To address the insufficient real-time performance, accuracy, and robustness of multi-sensor SLAM in large-scale environments, this paper proposes a tightly coupled multimodal SLAM system that fuses visual, IMU, learned/measured depth, LiDAR, and GNSS data to construct a globally consistent, dense voxel occupancy map. Methodologically, it employs a keyframe-based nonlinear optimization framework; introduces submap alignment factors to enable tight coupling between mapping and state estimation; supports online camera extrinsic calibration and both loose and tight GNSS integration; and designs an efficient submap management strategy for real-time operation. Evaluated on EuRoC, Hilti22, and VBR benchmarks, the system maintains real-time performance over 9 km sequences, achieves state-of-the-art localization accuracy, and generates navigation-ready maps—significantly improving mapping completeness and state estimation robustness in complex scenarios.

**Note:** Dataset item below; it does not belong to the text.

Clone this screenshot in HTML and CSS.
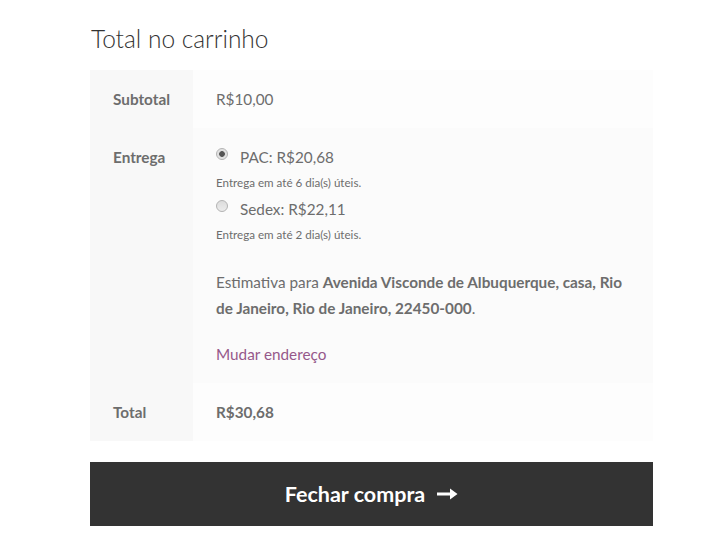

To empower mobile robots with usable maps as well as highest state estimation accuracy and robustness, we present OKVIS2-X: a state-of-the-art multi-sensor Simultaneous Localization and Mapping (SLAM) system building dense volumetric occupancy maps, while scalable to large environments and operating in realtime. Our unified SLAM framework seamlessly integrates different sensor modalities: visual, inertial, measured or learned depth, LiDAR and Global Navigation Satellite System (GNSS) measurements. Unlike most state-of-the-art SLAM systems, we advocate using dense volumetric map representations when leveraging depth or range-sensing capabilities. We employ an efficient submapping strategy that allows our system to scale to large environments, showcased in sequences of up to 9 kilometers. OKVIS2-X enhances its accuracy and robustness by tightly-coupling the estimator and submaps through map alignment factors. Our system provides globally consistent maps, directly usable for autonomous navigation. To further improve the accuracy of OKVIS2-X, we also incorporate the option of performing online calibration of camera extrinsics. Our system achieves the highest trajectory accuracy in EuRoC against state-of-the-art alternatives, outperforms all competitors in the Hilti22 VI-only benchmark, while also proving competitive in the LiDAR version, and showcases state of the art accuracy in the diverse and large-scale sequences from the VBR dataset.